| Written request |
Note each line of the listing that contains the string "components", and copy it.

| Information shown |
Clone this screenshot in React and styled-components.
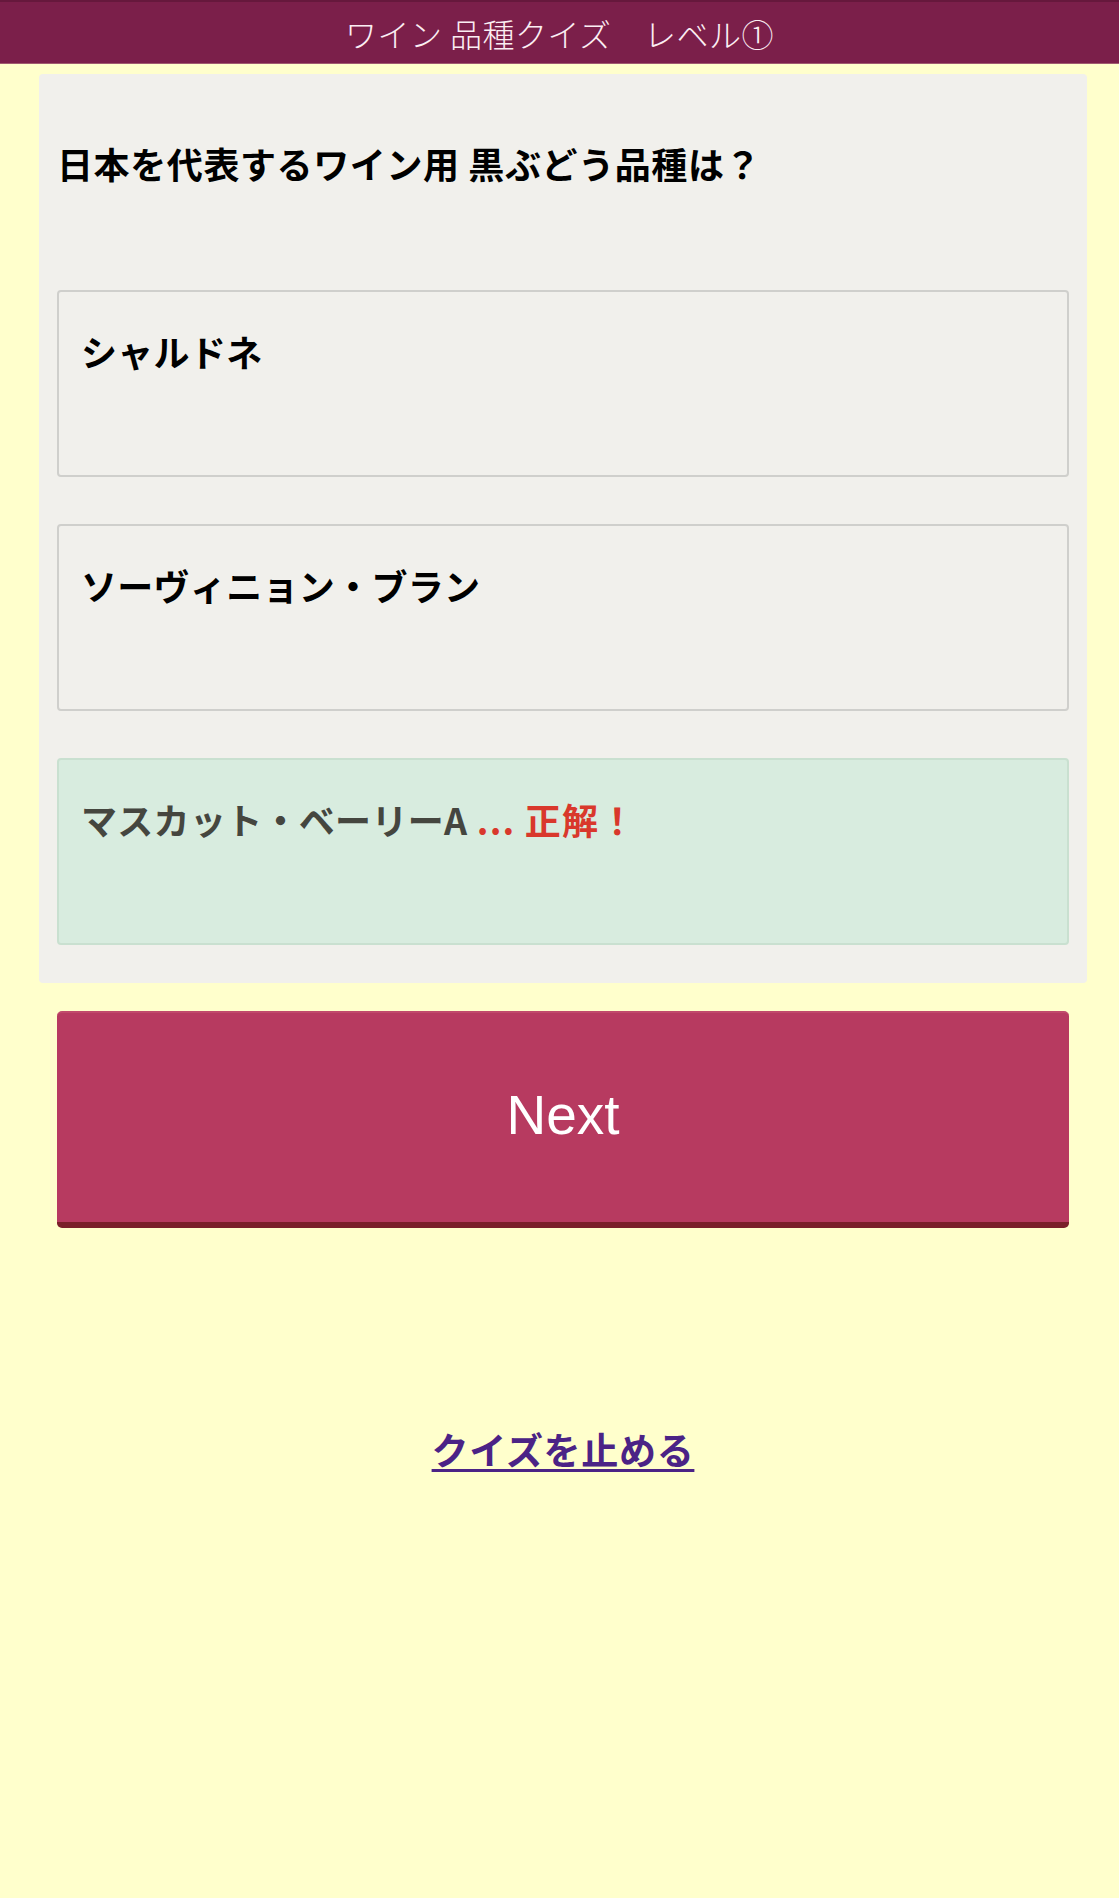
import React from "react";
import styled, { createGlobalStyle } from "styled-components";

const Global = createGlobalStyle`
  html, body {
    margin: 0;
    padding: 0;
    background: #ffffcc;
    font-family: "Noto Sans CJK JP", "Noto Sans", "Liberation Sans", sans-serif;
  }
  #root {
    min-height: 1898px;
  }
`;

const Header = styled.header`
  height: 64px;
  box-sizing: border-box;
  background: #7b1f4a;
  border-top: 2px solid #66183c;
  border-bottom: 1px solid #a05a70;
  display: flex;
  align-items: center;
  justify-content: center;
  color: #fbeef3;
  font-size: 32px;
  font-weight: 300;
  letter-spacing: 0.5px;
  white-space: pre;
`;

const Main = styled.main`
  padding: 10px 32px 0 39px;
`;

const Card = styled.section`
  background: #f1f0ec;
  border-radius: 4px;
  padding: 0 18px 38px;
`;

const Question = styled.h2`
  margin: 0 0 100px;
  padding: 62px 0 0;
  font-size: 36px;
  line-height: 54px;
  font-weight: 700;
  letter-spacing: 0.6px;
  color: #000;
`;

const Options = styled.div`
  display: flex;
  flex-direction: column;
  gap: 47px;
`;

const Option = styled.div`
  height: 187px;
  box-sizing: border-box;
  border: 2px solid ${(p) => (p.$correct ? "#c9e0d0" : "#cfcfcc")};
  border-radius: 4px;
  background: ${(p) => (p.$correct ? "#d8ecdf" : "#f1f0ec")};
  padding: 32px 22px;
  font-size: 36px;
  line-height: 54px;
  font-weight: 700;
  letter-spacing: 0.3px;
  color: ${(p) => (p.$correct ? "#45463f" : "#000")};
`;

const Verdict = styled.span`
  color: #d9382c;
  letter-spacing: 1.2px;
`;

const NextButton = styled.button`
  display: flex;
  align-items: center;
  justify-content: center;
  width: calc(100% - 36px);
  margin: 28px 18px 0;
  height: 217px;
  box-sizing: border-box;
  padding: 0 0 6px;
  background: #b73a60;
  border: none;
  border-top: 2px solid #c04a6c;
  border-bottom: 6px solid #7a1f2a;
  border-radius: 5px;
  color: #fff;
  font-family: "Liberation Sans", Arial, sans-serif;
  font-size: 55px;
  font-weight: 400;
  cursor: pointer;
`;

const Footer = styled.div`
  text-align: center;
  padding-top: 194px;
`;

const StopLink = styled.a`
  font-size: 37px;
  line-height: 54px;
  font-weight: 700;
  letter-spacing: 0.7px;
  color: #4b2386;
  text-decoration: underline;
  text-decoration-thickness: 3px;
  text-underline-offset: 4px;
`;

const options = [
  { label: "シャルドネ" },
  { label: "ソーヴィニョン・ブラン" },
  { label: "マスカット・ベーリーA", correct: true },
];

export default function App() {
  return (
    <>
      <Global />
      <Header>{"ワイン 品種クイズ　レベル①"}</Header>
      <Main>
        <Card>
          <Question>日本を代表するワイン用 黒ぶどう品種は？</Question>
          <Options>
            {options.map((o) => (
              <Option key={o.label} $correct={o.correct}>
                {o.label}
                {o.correct && <Verdict> ... 正解！</Verdict>}
              </Option>
            ))}
          </Options>
        </Card>
        <NextButton>Next</NextButton>
        <Footer>
          <StopLink href="#">クイズを止める</StopLink>
        </Footer>
      </Main>
    </>
  );
}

| Result of this exercise |
Clone this screenshot in React and styled-components.
import styled, { createGlobalStyle } from "styled-components";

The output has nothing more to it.